How To Mix a Loud Hip Hop Kick Which Survives Mastering
How to Use Logic Pro 9's Drum Replacer

In this tutorial we're going to examine some quick and easy ways of adding more variation and interest to our drum loops. Other kind of loops can also benefit, as well, depending on the providing material. Ableton Live 8.0.9 is the DAW of choice here and we are going to be utilizing native effects and a few external ones. Some of the techniques can also be applied to other DAWs.


Step 1: Loading Up a Reference Loop

Drag a reference drum loop to an empty audio track. I have used a loop from Live's library. It was a MIDI loop that I converted it to audio for demonstration purposes. We are currently in the Session View and our current BMP is set to 135 BMP.

Listen to the drumloop:


Step 2: Using Envelopes

Double-click the drumloop clip and and click the "E" icon at the bottom to show the Envelope Box. From the Envelope Editor, select Clip from the Device Chooser, also select Sample Offset from the Control Chooser. Switch to Draw Mode by hitting CTRL(CMD)+B and start drawing some envelopes on the Envelope Editor on top of the waveform. Sample offset modulation makes the most sense for rhythmical samples, and is only available for clips that are set up to run in the Beats Warp Mode.

Play the clip and listen to the result. How is this done? Imagine the audio is read out by a tape head, the position of which is modulated by the envelope. The higher a value the envelope delivers, the farther away the tape head is from its center position. Positive envelope values move the head towards the "future", negative values move it towards the "past".

Fortunately, Live performs the modulation in beats rather than centimeters: A vertical grid line is worth a sixteenth note of offset and the modulation can reach from plus eight sixteenths to minus eight sixteenths. You can select different grid settings to draw your envelopes or no grid at all for really detailed programming. Experiment with drawing various envelopes while the loop is playing.


Step 3: Extending the Clip Functionality

Right now, our loop extends over 4 bars so the rhythmic variety we created, will be repeated over 4 bars. On the Show Envelope Editor set the Region/Loop to Unlinked (it will get highlighted in orange or any other color according to the color theme you are using).

Just on the right of where you clicked, we can see the Loop Length currently set to 4 bars. The other two input boxes next to it adjust the beats and sixteenths accordingly. By clicking and dragging up or down any of those boxes, you can increase or decrease their values. You can also click in one of the boxes and input a value manually.

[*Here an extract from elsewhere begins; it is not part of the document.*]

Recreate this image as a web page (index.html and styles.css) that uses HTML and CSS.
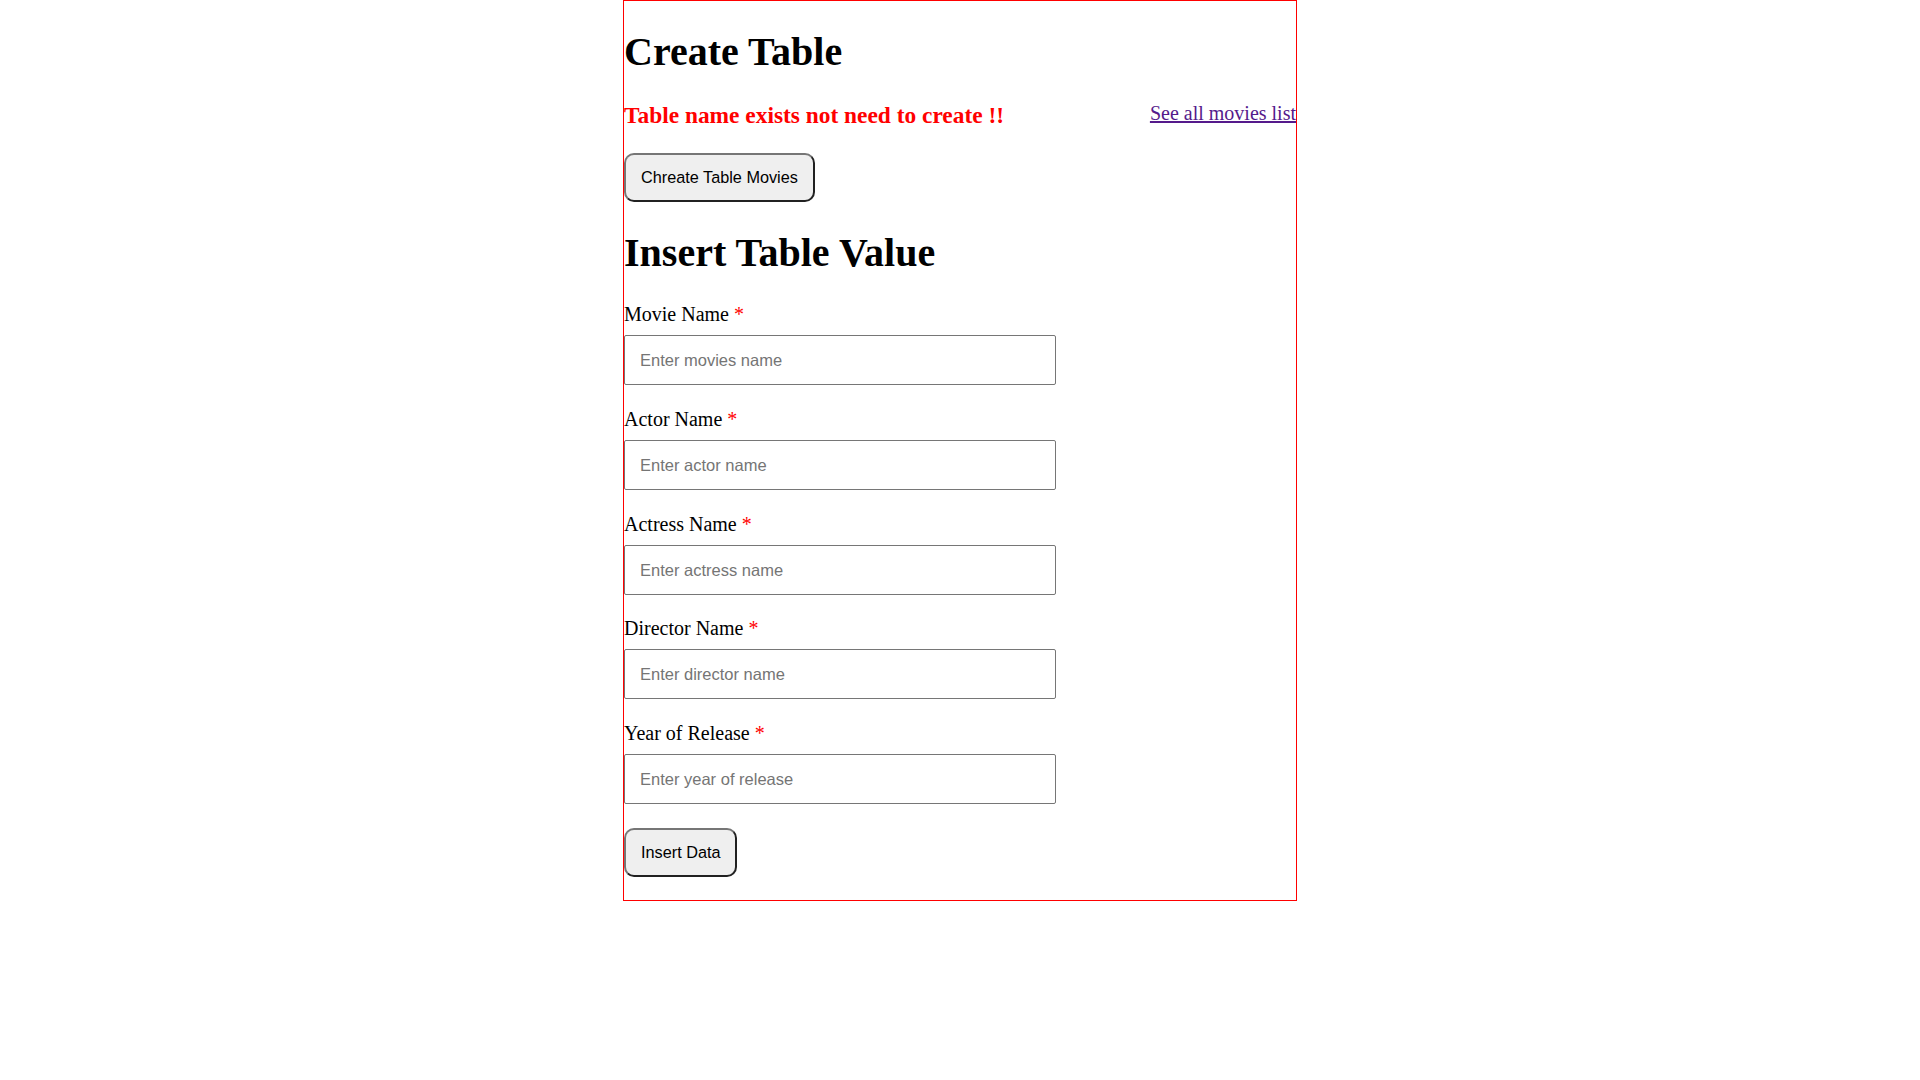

Let's set the Loop Length to 16 bars. The envelope editor extends to accomodate for our new loop length settings. By drawing more envelopes further on the right of our current ones, we create even more variations to out loop that will extend for 16 bars. You can extend the loop length to a really high number creating even longer variations.

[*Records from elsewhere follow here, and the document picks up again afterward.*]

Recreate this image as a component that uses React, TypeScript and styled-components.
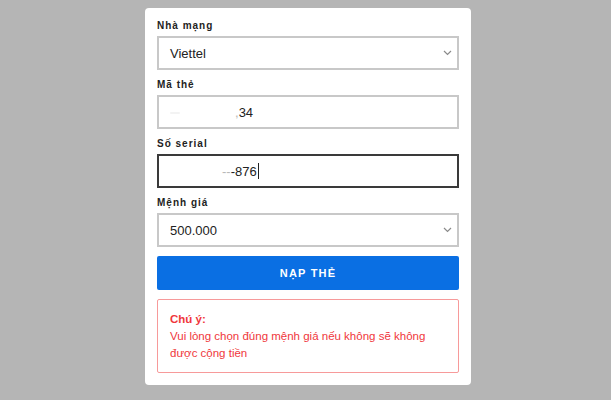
import React from "react";
import styled, { createGlobalStyle } from "styled-components";

const GlobalStyle = createGlobalStyle`
  html, body {
    margin: 0;
    padding: 0;
    background: #b5b5b5;
  }
  body {
    font-family: "Liberation Sans", Arial, sans-serif;
  }
`;

const Page = styled.div`
  width: 611px;
  height: 400px;
  display: flex;
  justify-content: center;
  padding-top: 8px;
  box-sizing: border-box;
`;

const Card = styled.div`
  width: 326px;
  height: 377px;
  box-sizing: border-box;
  margin-left: 5px;
  background: #ffffff;
  border-radius: 4px;
  padding: 11px 12px 12px;
  display: flex;
  flex-direction: column;
`;

const FieldGroup = styled.div`
  display: flex;
  flex-direction: column;
  margin-bottom: 8px;
`;

const Label = styled.div`
  font-size: 10px;
  font-weight: bold;
  letter-spacing: 1px;
  color: #222;
  height: 17px;
  line-height: 13px;
`;

const Box = styled.div<{ $focused?: boolean }>`
  position: relative;
  height: 34px;
  box-sizing: border-box;
  border: 2px solid ${(p) => (p.$focused ? "#3a3a3a" : "#c8c8c8")};
  display: flex;
  align-items: center;
  padding-left: 11px;
  font-size: 13px;
  color: #222;
  background: #fff;
`;

const Chevron = styled.svg`
  position: absolute;
  right: 5px;
  top: 12px;
`;

const Smudge = styled.span<{ $w: number }>`
  display: inline-block;
  width: ${(p) => p.$w}px;
  height: 2px;
  margin-top: 2px;
  background: #f3f3f3;
  border-radius: 2px;
`;

const Gap = styled.span<{ $w: number }>`
  display: inline-block;
  width: ${(p) => p.$w}px;
`;

const Faint = styled.span`
  color: #b8b8b8;
`;

const Caret = styled.span`
  display: inline-block;
  width: 1px;
  height: 16px;
  background: #222;
  margin-left: 1px;
`;

const SubmitButton = styled.button`
  height: 34px;
  border: none;
  border-radius: 2px;
  background: #0a6fe3;
  color: #fff;
  font-family: "Liberation Sans", Arial, sans-serif;
  font-size: 11px;
  font-weight: bold;
  letter-spacing: 1.2px;
  margin-top: 1px;
  margin-bottom: 9px;
`;

const Notice = styled.div`
  height: 74px;
  box-sizing: border-box;
  border: 1px solid #f79a9a;
  border-radius: 2px;
  padding: 11px 12px;
  color: #f0373c;
  font-size: 11.5px;
  line-height: 17px;
`;

const NoticeTitle = styled.div`
  font-weight: bold;
`;

const SelectArrow = () => (
  <Chevron width="9" height="6" viewBox="0 0 9 6">
    <path d="M1 1l3.5 3.5L8 1" fill="none" stroke="#8a8a8a" strokeWidth="1.2" />
  </Chevron>
);

export default function App() {
  return (
    <Page>
      <GlobalStyle />
      <Card>
        <FieldGroup>
          <Label>Nhà mạng</Label>
          <Box>
            Viettel
            <SelectArrow />
          </Box>
        </FieldGroup>
        <FieldGroup>
          <Label>Mã thẻ</Label>
          <Box>
            <Smudge $w={10} />
            <Gap $w={55} />
            <Faint>,</Faint>
            34
          </Box>
        </FieldGroup>
        <FieldGroup>
          <Label>Số serial</Label>
          <Box $focused>
            <Gap $w={52} />
            <Faint>--</Faint>
            -876
            <Caret />
          </Box>
        </FieldGroup>
        <FieldGroup>
          <Label>Mệnh giá</Label>
          <Box>
            500.000
            <SelectArrow />
          </Box>
        </FieldGroup>
        <SubmitButton>NẠP THẺ</SubmitButton>
        <Notice>
          <NoticeTitle>Chú ý:</NoticeTitle>
          Vui lòng chọn đúng mệnh giá nếu không sẽ không được cộng tiền
        </Notice>
      </Card>
    </Page>
  );
}
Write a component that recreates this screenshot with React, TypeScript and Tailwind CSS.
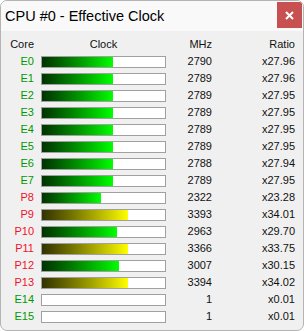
import { FC } from 'react'

interface Row {
  core: string
  mhz: number
  ratio: string
  perf: boolean
  yellow?: boolean
}

const rows: Row[] = [
  { core: 'E0', mhz: 2790, ratio: 'x27.96', perf: false },
  { core: 'E1', mhz: 2789, ratio: 'x27.96', perf: false },
  { core: 'E2', mhz: 2789, ratio: 'x27.95', perf: false },
  { core: 'E3', mhz: 2789, ratio: 'x27.95', perf: false },
  { core: 'E4', mhz: 2789, ratio: 'x27.95', perf: false },
  { core: 'E5', mhz: 2789, ratio: 'x27.95', perf: false },
  { core: 'E6', mhz: 2788, ratio: 'x27.94', perf: false },
  { core: 'E7', mhz: 2789, ratio: 'x27.95', perf: false },
  { core: 'P8', mhz: 2322, ratio: 'x23.28', perf: true },
  { core: 'P9', mhz: 3393, ratio: 'x34.01', perf: true, yellow: true },
  { core: 'P10', mhz: 2963, ratio: 'x29.70', perf: true },
  { core: 'P11', mhz: 3366, ratio: 'x33.75', perf: true, yellow: true },
  { core: 'P12', mhz: 3007, ratio: 'x30.15', perf: true },
  { core: 'P13', mhz: 3394, ratio: 'x34.02', perf: true, yellow: true },
  { core: 'E14', mhz: 1, ratio: 'x0.01', perf: false },
  { core: 'E15', mhz: 1, ratio: 'x0.01', perf: false },
]

const Bar: FC<{ mhz: number; yellow?: boolean }> = ({ mhz, yellow }) => {
  const fill = Math.round(mhz * 0.02545)
  return (
    <div className="h-[12px] w-[125px] border border-[#a0a0a0] bg-white">
      {fill > 1 && (
        <div
          className={
            yellow
              ? 'h-full bg-gradient-to-r from-[#333300] to-[#ffff00]'
              : 'h-full bg-gradient-to-r from-[#003300] to-[#00ff00]'
          }
          style={{ width: fill }}
        />
      )}
    </div>
  )
}

const App: FC = () => {
  return (
    <div className="w-[304px] h-[331px] bg-white">
      <div className="w-full h-full rounded-[7px] border border-[#b4b4b4] bg-[#f0f0f0] overflow-hidden flex flex-col">
        <div className="h-[30px] bg-[#f9f9f9] flex items-start justify-between pl-[4px] shrink-0">
          <span className="mt-[6px] text-[14.5px] leading-[19px] text-black font-['Liberation_Sans',sans-serif]">
            CPU #0 - Effective Clock
          </span>
          <div className="mt-[1px] mr-[1px] w-[25px] h-[26px] bg-[#c75050] flex items-center justify-center">
            <svg width="9" height="9" viewBox="0 0 9 9">
              <path d="M1 1 L8 8 M8 1 L1 8" stroke="white" strokeWidth="2" />
            </svg>
          </div>
        </div>
        <div className="pt-[5px] font-['Liberation_Sans',sans-serif] text-[11px] text-[#111]">
          <div className="grid grid-cols-[33px_7px_125px_46px_83px] h-[17px] items-center">
            <span className="text-right">Core</span>
            <span />
            <span className="text-center">Clock</span>
            <span className="text-right">MHz</span>
            <span className="text-right">Ratio</span>
          </div>
          {rows.map((r) => (
            <div
              key={r.core}
              className="grid grid-cols-[33px_7px_125px_46px_83px] h-[17px] items-center"
            >
              <span className={r.perf ? 'text-right text-[#f0102a]' : 'text-right text-[#009a00]'}>
                {r.core}
              </span>
              <span />
              <Bar mhz={r.mhz} yellow={r.yellow} />
              <span className="text-right">{r.mhz}</span>
              <span className="text-right">{r.ratio}</span>
            </div>
          ))}
        </div>
      </div>
    </div>
  )
}

export default App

Listen to the loop so far:


Step 4: Follow Actions

By utilizing Follow Actions, we can further randomize the already varying rhythmic behaviour of our loop. Create 3 more instances of our drumloop clip, position the resuting clips below the original one. For each clip, modify the Sample Offset envelope to your liking to create different sample offset effects. Click the first clip, then hold SHIFT and click the last one to multiple select all clips. Hit the "L" icon at the bottom of the clip view to show the Launch Box for all selected clips, if it's not already selected. From the Launch Box on the right, under the Follow Action text, set 16 for bar length(the box on the left) and select "Any" from the dropdown box underneath. Leave the box underneath (Follow Action Chance A) to the default value of 1.

Start the first clip. When the clip reached the end of 16 bars, one of the four clips will be randomly launched and so one, making the rhythmic variation quite unpredictable. We can further modify the Follow Action Time for each clip to last only the amount of bars, beats and sixteenths we desire. Just select each clip and set the time accordingly. What we could also do is set all our clips' Follow Action Time to, let's say, 4 bars, then with all clips selected, activate the Legato Mode Switch.

Now start the first clip for that matter. After 4 bars, a random clip will launch at the playback position where the previous one stopped and so on. This can create almost infinite rhythmic variations that will never seem to be repeating. Try and see! Of course, you can combine various Follow Action Time values along with the Legato mode and create more copies of the original clip for total chaos. Or you can map the various clips to keys on your computer keyboard and start firing clips as you wish. By activating the Global Record Button, you can record your performance to the arrangement view while it's playing.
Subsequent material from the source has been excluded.